Are bike lanes good for retail?
Retailers in Miami, San Diego and Cambridge, MA, have joined those in other cities in recent years complaining about the addition of protected bike lanes, although studies show they eventually drive shopper traffic.
The bike lanes are designed to make it safer for cyclists and scooters to get around and are generally pitched as positive socially, environmentally and business-wise for communities.
“Studies show that complete streets equipped with features that make travel safer for pedestrians and bike riders are good for business, public safety and quality of life,” Dave Rolland, deputy director of communications in the office of San Diego Mayor Todd Gloria recently told the San Diego Union-Tribune. “The mayor is also committed to meeting the ambitious goals in the city’s climate action plan for reducing greenhouse gas emissions, and decreasing car trips and increasing bike trips is a major part of hitting those goals.”
Bike lanes have been found to boost local sales across San Francisco, Los Angeles, Minneapolis and other U.S. cities with several studies confirming their impact.
In a Bloomberg article, David Zipper, a visiting fellow at the Harvard Kennedy School of Government, said he has found local business owners often underestimate the share of their customers who arrive by walking, biking or using mass transit because they drive everywhere. Similar complaints are often heard around converting parking spaces to outdoor eating or walking spaces.
Nonetheless, articles about local business owners protesting the loss of walk-in traffic often follow the arrival of bike lanes.

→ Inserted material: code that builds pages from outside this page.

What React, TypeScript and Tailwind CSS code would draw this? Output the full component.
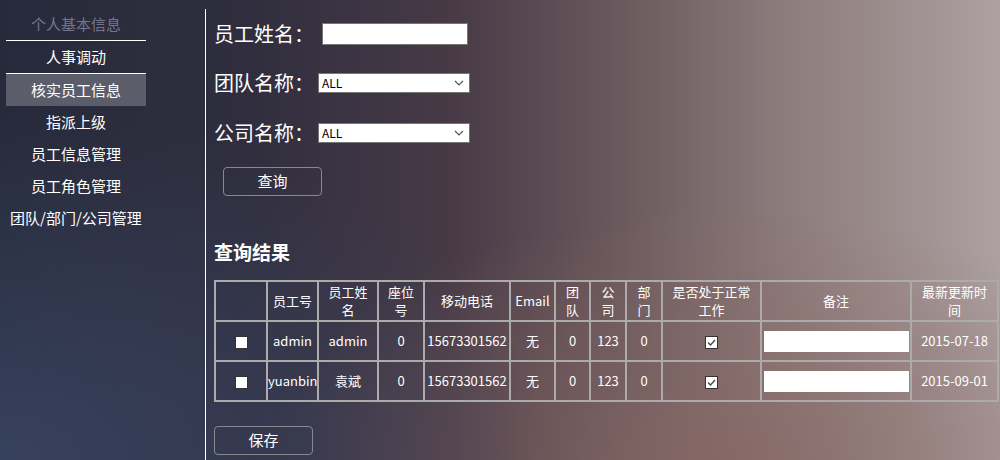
import React from "react";

const menu = ["人事调动", "核实员工信息", "指派上级", "员工信息管理", "员工角色管理", "团队/部门/公司管理"];

const cols = [52, 51, 60, 46, 86, 45, 35, 36, 36, 99, 150, 87];

const headers: React.ReactNode[] = [
  "",
  "员工号",
  <>员工姓<br />名</>,
  <>座位<br />号</>,
  "移动电话",
  "Email",
  <>团<br />队</>,
  <>公<br />司</>,
  <>部<br />门</>,
  <>是否处于正常<br />工作</>,
  "备注",
  <>最新更新时<br />间</>,
];

const rows = [
  { id: "admin", name: "admin", seat: "0", phone: "15673301562", email: "无", team: "0", company: "123", dept: "0", date: "2015-07-18" },
  { id: "yuanbin", name: "袁斌", seat: "0", phone: "15673301562", email: "无", team: "0", company: "123", dept: "0", date: "2015-09-01" },
];

function Box({ checked }: { checked?: boolean }) {
  return (
    <span className="inline-flex w-[13px] h-[13px] bg-white border border-[#333] items-center justify-center align-middle">
      {checked && (
        <svg width="9" height="9" viewBox="0 0 9 9">
          <polyline points="1,4.5 3.5,7 8,2" fill="none" stroke="#444" strokeWidth="1.3" />
        </svg>
      )}
    </span>
  );
}

function FakeSelect() {
  return (
    <div className="ml-[4px] w-[152px] h-[20px] bg-white border border-[#767676] flex items-center justify-between px-[3px]">
      <span className="text-[12px] text-black leading-none">ALL</span>
      <svg width="10" height="6" viewBox="0 0 10 6" className="mr-[2px]">
        <polyline points="1,1 5,5 9,1" fill="none" stroke="#555" strokeWidth="1.2" />
      </svg>
    </div>
  );
}

export default function App() {
  return (
    <div className="h-[460px] w-full overflow-hidden flex text-white font-['Noto_Sans_CJK_SC','Microsoft_YaHei',sans-serif] bg-[radial-gradient(ellipse_55%_75%_at_0%_100%,rgba(58,70,100,0.85),transparent),radial-gradient(ellipse_45%_55%_at_72%_100%,rgba(135,102,98,0.7),transparent),linear-gradient(to_right,#262a3a_0%,#302e3e_25%,#473a46_45%,#66555a_60%,#8c7b7b_78%,#aca0a0_100%)]">
      {/* sidebar */}
      <div className="w-[205px] shrink-0 pt-[9px] pl-[6px]">
        <div className="w-[140px] h-[32px] flex items-center justify-center text-[15px] text-[#74758a] border-b border-white">
          个人基本信息
        </div>
        {menu.map((m, i) => (
          <div
            key={m}
            className={
              "w-[140px] h-[32px] flex items-center justify-center text-[15px] whitespace-nowrap " +
              (i === 0 ? "border-b border-white h-[33px] " : "") +
              (i === 1 ? "bg-[#5c5d6a]" : "")
            }
          >
            {m}
          </div>
        ))}
      </div>

      {/* main */}
      <div className="flex-1 mt-[9px] border-l border-white pl-[8px]">
        <div className="h-[49px] flex items-center">
          <span className="text-[20px]">员工姓名：</span>
          <div className="ml-[8px] w-[146px] h-[22px] bg-white border border-[#767676]" />
        </div>
        <div className="h-[50px] flex items-center">
          <span className="text-[20px]">团队名称：</span>
          <FakeSelect />
        </div>
        <div className="h-[50px] flex items-center">
          <span className="text-[20px]">公司名称：</span>
          <FakeSelect />
        </div>
        <button className="mt-[9px] ml-[9px] w-[99px] h-[29px] border border-[#8a8790] rounded-[4px] text-[15px] text-white">
          查询
        </button>

        <h2 className="mt-[41px] h-[30px] text-[19px] font-bold leading-[30px]">查询结果</h2>

        <table className="mt-[13px] table-fixed border-collapse border-2 border-[#ababab] text-[13px] w-[783px]">
          <colgroup>
            {cols.map((w, i) => (
              <col key={i} style={{ width: w }} />
            ))}
          </colgroup>
          <thead>
            <tr className="h-[40px]">
              {headers.map((h, i) => (
                <th key={i} className="border-2 border-[#ababab] font-normal leading-[18px] p-0 text-center whitespace-nowrap">
                  {h}
                </th>
              ))}
            </tr>
          </thead>
          <tbody>
            {rows.map((r) => (
              <tr key={r.id} className="h-[40px]">
                <td className="border-2 border-[#ababab] text-center p-0"><Box /></td>
                <td className="border-2 border-[#ababab] text-center p-0 whitespace-nowrap">{r.id}</td>
                <td className="border-2 border-[#ababab] text-center p-0">{r.name}</td>
                <td className="border-2 border-[#ababab] text-center p-0">{r.seat}</td>
                <td className="border-2 border-[#ababab] text-center p-0 whitespace-nowrap">{r.phone}</td>
                <td className="border-2 border-[#ababab] text-center p-0">{r.email}</td>
                <td className="border-2 border-[#ababab] text-center p-0">{r.team}</td>
                <td className="border-2 border-[#ababab] text-center p-0">{r.company}</td>
                <td className="border-2 border-[#ababab] text-center p-0">{r.dept}</td>
                <td className="border-2 border-[#ababab] text-center p-0"><Box checked /></td>
                <td className="border-2 border-[#ababab] text-center p-0">
                  <div className="mx-auto w-[145px] h-[21px] bg-white" />
                </td>
                <td className="border-2 border-[#ababab] text-center p-0 whitespace-nowrap">{r.date}</td>
              </tr>
            ))}
          </tbody>
        </table>

        <button className="mt-[24px] w-[99px] h-[29px] border border-[#8a8790] rounded-[4px] text-[15px] text-white">
          保存
        </button>
      </div>
    </div>
  );
}
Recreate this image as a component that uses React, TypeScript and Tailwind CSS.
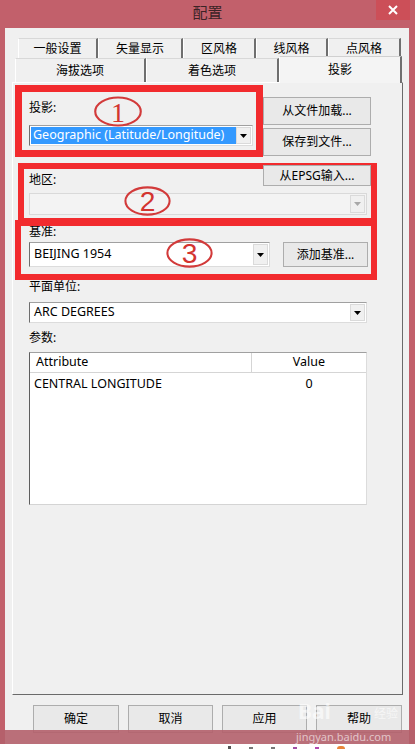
import React from "react";

const font = "font-['Noto_Sans','Noto_Sans_CJK_SC',sans-serif]";

function Arrow({ disabled }: { disabled?: boolean }) {
  return (
    <div className="flex w-[15px] items-center justify-center border border-[#dadada] bg-[#f0f0f0]">
      <svg width="7" height="4" viewBox="0 0 7 4">
        <path d="M0 0h7L3.5 4z" fill={disabled ? "#a8a8a8" : "#000"} />
      </svg>
    </div>
  );
}

function Btn({ children, className }: { children: React.ReactNode; className: string }) {
  return (
    <div className={`flex items-center justify-center border border-[#adadad] bg-[#e9e9e9] text-[12px] text-black ${className}`}>
      {children}
    </div>
  );
}

function Circled({ n, serif, className }: { n: string; serif?: boolean; className: string }) {
  return (
    <svg className={`absolute ${className}`} viewBox="0 0 50 32">
      <ellipse cx="25" cy="16" rx="23.5" ry="14.5" fill="none" stroke="#d23a3a" strokeWidth="2.2" />
      <text
        x="25"
        y="26.5"
        textAnchor="middle"
        fontSize={serif ? 29 : 30}
        fill="#d3342f"
        fontFamily={serif ? "Liberation Serif, serif" : "Liberation Sans, sans-serif"}
      >
        {n}
      </text>
    </svg>
  );
}

export default function App() {
  const tabs1 = [
    ["一般设置", "w-[80px]"],
    ["矢量显示", "w-[85px]"],
    ["区风格", "w-[73px]"],
    ["线风格", "w-[72px]"],
    ["点风格", "w-[73px]"],
  ];
  const tabs2 = [
    ["海拔选项", "w-[131px]"],
    ["着色选项", "w-[133px]"],
  ];

  return (
    <div className={`relative h-[749px] w-[415px] overflow-hidden bg-[#c2606b] ${font}`}>
      {/* title bar */}
      <div className="relative flex h-[28px] items-center justify-center pb-[4px]">
        <span className="text-[15px] text-[#3b2326]">配置</span>
        <div className="absolute right-[5px] top-0 flex h-[20px] w-[34px] items-center justify-center bg-[#cc4f58]">
          <svg width="10" height="10" viewBox="0 0 10 10">
            <path d="M1 1l8 8M9 1l-8 8" stroke="#fff" strokeWidth="2" />
          </svg>
        </div>
      </div>

      {/* client */}
      <div className="ml-[5px] h-[716px] w-[404px] bg-[#f0f0f0] pt-[10px]">
        <div className="ml-[13px] flex h-[20px]">
          {tabs1.map(([t, w]) => (
            <div
              key={t}
              className={`flex items-center justify-center border-t border-l border-r-2 border-t-[#d8d8d8] border-l-white border-r-[#6f6f6f] text-[12px] text-black ${w}`}
            >
              {t}
            </div>
          ))}
        </div>
        <div className="ml-[10px] flex h-[24px]">
          {tabs2.map(([t, w]) => (
            <div
              key={t}
              className={`flex items-center justify-center border-t border-l border-r-2 border-t-[#d8d8d8] border-l-white border-r-[#6f6f6f] text-[12px] text-black ${w}`}
            >
              {t}
            </div>
          ))}
          <div className="relative z-10 -mt-[2px] flex h-[27px] w-[123px] items-start justify-center border-t border-l border-r-2 border-t-[#d0d0d0] border-l-white border-r-[#6f6f6f] bg-[#f4f4f4] pt-[4px] text-[12px] text-black">
            投影
          </div>
        </div>

        {/* tab panel */}
        <div className="ml-[7px] h-[613px] w-[391px] border border-t-white border-l-white border-r-[#6a6a6a] border-b-[#6a6a6a] bg-[#f0f0f0] pl-[16px]">
          <div className="mt-[14px] flex">
            <div className="w-[224px]">
              <div className="mt-[3px] h-[16px] text-[12px] leading-[16px] text-black">投影:</div>
              <div className="mt-[9px] flex h-[21px] border border-t-[#a0a0a0] border-l-[#6e6e6e] border-r-[#dcdcdc] border-b-[#dcdcdc] bg-white p-[1px]">
                <div className="flex flex-1 items-center bg-[#3399ff] pl-[2px] text-[12.5px] text-white">
                  Geographic (Latitude/Longitude)
                </div>
                <Arrow />
              </div>
              <div className="mt-[26px] h-[16px] text-[12px] leading-[16px] text-black">地区:</div>
            </div>
            <div className="ml-[10px] flex flex-col">
              <Btn className="h-[28px] w-[108px]">从文件加载...</Btn>
              <Btn className="mt-[3px] h-[28px] w-[108px]">保存到文件...</Btn>
              <Btn className="relative z-10 mt-[9px] h-[21px] w-[108px]">从EPSG输入...</Btn>
            </div>
          </div>

          <div className="mt-[5px] flex h-[22px] w-[338px] border border-[#d9d9d9] bg-[#f3f3f3] p-[1px]">
            <div className="flex-1" />
            <Arrow disabled />
          </div>

          <div className="mt-[9px] h-[16px] text-[12px] leading-[16px] text-black">基准:</div>
          <div className="mt-[2px] flex">
            <div className="flex h-[25px] w-[241px] border border-t-[#a0a0a0] border-l-[#6e6e6e] border-r-[#dcdcdc] border-b-[#dcdcdc] bg-white p-[1px]">
              <div className="flex flex-1 items-center pl-[3px] text-[12.5px] text-black">BEIJING 1954</div>
              <Arrow />
            </div>
            <Btn className="ml-[13px] h-[25px] w-[85px]">添加基准...</Btn>
          </div>

          <div className="mt-[12px] h-[16px] text-[12px] leading-[16px] text-black">平面单位:</div>
          <div className="mt-[7px] flex h-[21px] w-[338px] border border-t-[#a0a0a0] border-l-[#6e6e6e] border-r-[#dcdcdc] border-b-[#dcdcdc] bg-white p-[1px]">
            <div className="flex flex-1 items-center pl-[3px] text-[12.5px] text-black">ARC DEGREES</div>
            <Arrow />
          </div>

          <div className="mt-[7px] h-[16px] text-[12px] leading-[16px] text-black">参数:</div>
          <div className="mt-[6px] h-[153px] w-[338px] border border-t-[#a0a0a0] border-l-[#5e5e5e] border-r-[#dcdcdc] border-b-[#d4d4d4] bg-white">
            <div className="flex h-[20px] border-b border-[#d5d5d5] text-[12.5px] text-black">
              <div className="flex w-[222px] items-center border-r border-[#d5d5d5] pl-[6px]">Attribute</div>
              <div className="flex flex-1 items-center justify-center">Value</div>
            </div>
            <div className="flex h-[22px] text-[12.5px] text-black">
              <div className="flex w-[222px] items-center pl-[4px]">CENTRAL LONGITUDE</div>
              <div className="flex flex-1 items-center justify-center">0</div>
            </div>
          </div>
        </div>

        {/* dialog buttons */}
        <div className="ml-[28px] mt-[10px] flex gap-[9px]">
          <Btn className="h-[28px] w-[86px] border-[#5a5a5a]">确定</Btn>
          <Btn className="h-[28px] w-[85px]">取消</Btn>
          <Btn className="h-[28px] w-[85px]">应用</Btn>
          <Btn className="h-[28px] w-[86px]">帮助</Btn>
        </div>
      </div>

      {/* taskbar strip */}
      <div className="flex h-[5px] items-end gap-[18px] bg-white pl-[228px]">
        <div className="h-[3px] w-[3px] bg-[#555]" />
        <div className="h-[2px] w-[4px] bg-[#777]" />
        <div className="h-[2px] w-[4px] bg-[#777]" />
        <div className="h-[2px] w-[4px] bg-[#a04fa4]" />
        <div className="h-[2px] w-[4px] bg-[#b04ab0]" />
        <div className="h-[3px] w-[8px] rounded-t-full bg-[#e8853a]" />
      </div>

      {/* pink band over the bottom */}
      <div className="absolute left-0 top-[730px] h-[14px] w-[415px] bg-[#b4606b]/90" />

      {/* watermark */}
      <div className="absolute left-[298px] top-[701px] text-[21px] font-bold leading-none text-white/60">Bai</div>
      <div className="absolute left-[374px] top-[708px] text-[12px] leading-none text-white/60">经验</div>
      <div className="absolute left-[296px] top-[731px] text-[11px] leading-none text-white/60">jingyan.baidu.com</div>

      {/* annotations */}
      <div className="absolute left-[15px] top-[85px] h-[72px] w-[248px] border-[7px] border-[#f22b2e]" />
      <div className="absolute left-[18px] top-[163px] h-[61px] w-[359px] border-[6px] border-[#f22b2e]" />
      <div className="absolute left-[15px] top-[220px] h-[60px] w-[362px] border-[6px] border-[#f22b2e]" />
      <Circled n="1" serif className="left-[92px] top-[96px] h-[31px] w-[52px]" />
      <Circled n="2" className="left-[124px] top-[183px] h-[36px] w-[47px]" />
      <Circled n="3" className="left-[166px] top-[237px] h-[32px] w-[47px]" />
    </div>
  );
}
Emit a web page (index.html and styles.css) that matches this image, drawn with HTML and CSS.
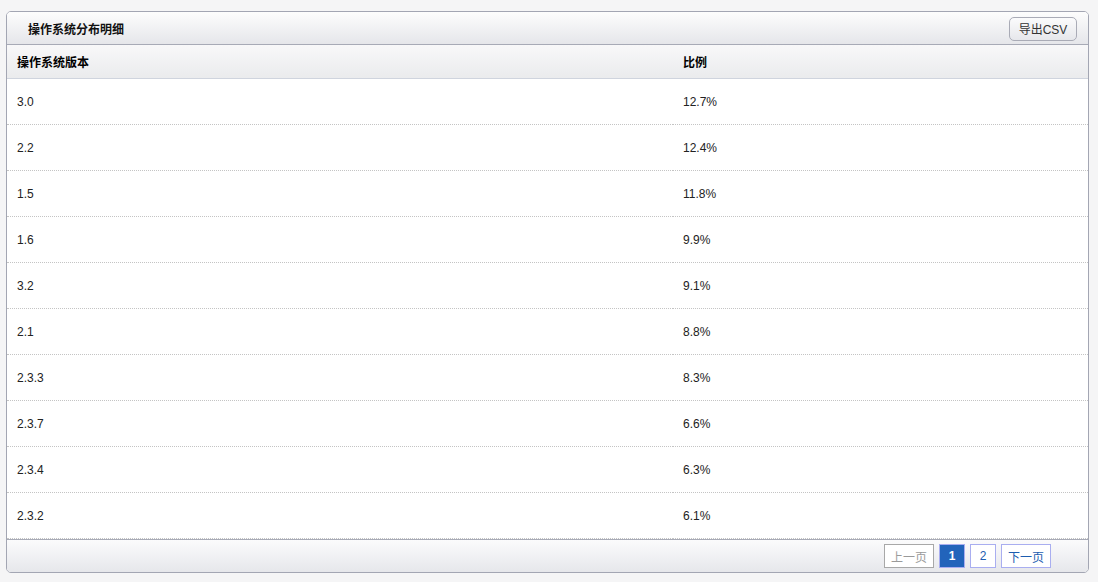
FILE: index.html
```html
<!doctype html>
<html>

<head>
    <title>操作系统分布明细</title>
    <meta charset="utf-8">
    <link rel="stylesheet" href="styles.css">
</head>

<body>
    <div class="panel">
        <div class="panel-head">
            <h2 class="panel-title">操作系统分布明细</h2>
            <button class="btn-export">导出CSV</button>
        </div>
        <table class="grid">
            <thead>
                <tr>
                    <th class="col-ver">操作系统版本</th>
                    <th>比例</th>
                </tr>
            </thead>
            <tbody>
                <tr><td>3.0</td><td>12.7%</td></tr>
                <tr><td>2.2</td><td>12.4%</td></tr>
                <tr><td>1.5</td><td>11.8%</td></tr>
                <tr><td>1.6</td><td>9.9%</td></tr>
                <tr><td>3.2</td><td>9.1%</td></tr>
                <tr><td>2.1</td><td>8.8%</td></tr>
                <tr><td>2.3.3</td><td>8.3%</td></tr>
                <tr><td>2.3.7</td><td>6.6%</td></tr>
                <tr><td>2.3.4</td><td>6.3%</td></tr>
                <tr><td>2.3.2</td><td>6.1%</td></tr>
            </tbody>
        </table>
        <div class="panel-foot">
            <span class="pg pg-off pg-wide">上一页</span>
            <span class="pg pg-on">1</span>
            <span class="pg">2</span>
            <span class="pg pg-wide">下一页</span>
        </div>
    </div>
</body>

</html>
```

FILE: styles.css
```css
body {
    margin: 0;
    background-color: #f5f5f6;
    font-family: "Liberation Sans", "Noto Sans CJK SC", sans-serif;
    font-size: 12px;
    color: #222;
}

.panel {
    margin: 11px 9px 9px 6px;
    width: 1081px;
    border: 1px solid #a3a6b3;
    border-radius: 5px;
    background-color: #fff;
    overflow: hidden;
}

.panel-head {
    display: flex;
    align-items: center;
    justify-content: space-between;
    height: 32px;
    padding: 0 11px 0 21px;
    border-bottom: 1px solid #a7aab6;
    background: linear-gradient(#fdfdfd, #e5e6ea);
}

.panel-title {
    margin: 0;
    font-family: "Noto Sans CJK SC", sans-serif;
    font-size: 12px;
    font-weight: bold;
    color: #111;
}

.btn-export {
    width: 68px;
    height: 24px;
    padding: 0;
    margin-top: 1px;
    border: 1px solid #a9abb6;
    border-radius: 5px;
    background: linear-gradient(#fbfbfc, #e6e7eb);
    font-family: "Liberation Sans", "Noto Sans CJK SC", sans-serif;
    font-size: 12px;
    color: #333;
}

.grid {
    width: 100%;
    border-collapse: collapse;
}

.grid th {
    height: 33px;
    padding: 0 10px;
    text-align: left;
    font-family: "Noto Sans CJK SC", sans-serif;
    font-size: 12px;
    font-weight: bold;
    color: #000;
    background: linear-gradient(#f8f8f9, #eaebed);
    border-bottom: 1px solid #cfd4de;
}

.grid .col-ver {
    width: 646px;
}

.grid td {
    height: 45px;
    padding: 0 10px;
    border-bottom: 1px dotted #c4c4c4;
    color: #222;
}

.panel-foot {
    display: flex;
    justify-content: flex-end;
    align-items: center;
    gap: 5px;
    height: 32px;
    padding-right: 37px;
    border-top: 1px solid #a7aab6;
    background: linear-gradient(#fbfbfc, #e6e7eb);
}

.pg {
    display: flex;
    align-items: center;
    justify-content: center;
    box-sizing: border-box;
    width: 26px;
    height: 24px;
    border: 1px solid #a9aef0;
    background-color: #fff;
    color: #1d5db0;
    font-family: "Liberation Sans", "Noto Sans CJK SC", sans-serif;
    font-size: 12px;
}

.pg-wide {
    width: 50px;
}

.pg-off {
    border-color: #a8a8a8;
    color: #9a9a9a;
}

.pg-on {
    background-color: #2264bb;
    color: #fff;
    font-weight: bold;
}
```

In Massachusetts, a group of Cambridge businesses are suing the city over the changes.
Lee Jenkins, owner of Cambridge’s Violette Bakery, told Cambridge Day, “We believe improved bike lane access to be an excellent goal, but not when the parking for business customers and staff, as well as for neighborhood residents and patients of local medical providers is being completely gutted.”
Store owners also often claim the loss of parking spots makes it hard for delivery trucks to drop off orders without causing traffic jams. In many cases, residents, the elderly and disabled advocates also complain about losing parking spots.
- Downtown Miami store owners say new bike lanes decrease walk-in business – WSVN
- Note to Store Owners: Not All Holiday Shoppers Drive – Bloomberg
- The Complete Business Case for Converting Street Parking Into Bike Lanes – Bloomberg
- Bike Lanes Can Benefit Local Businesses (!), According to This Study – Bicycling.com
- Yet Another Study Shows That Bike Lanes Boost Business – Treehugger
- New bike lanes rile San Diego residents, leaving many to ask: Are they worth it? – San Diego Union-Tribune
- Porter Square plan for new bike lanes moves ahead without delay – WBUR.org
- Group files lawsuit over Cycling Safety Ordinance, telling city to ‘rescind, restore and prevent’ lanes (updated) – Cambridge Day
DISCUSSION QUESTIONS: How confident are you that bike lanes elevate retail traffic for local communities even when they replace parking spots? What further steps could municipalities or stores themselves take to rely less on parking spaces outside their front doors?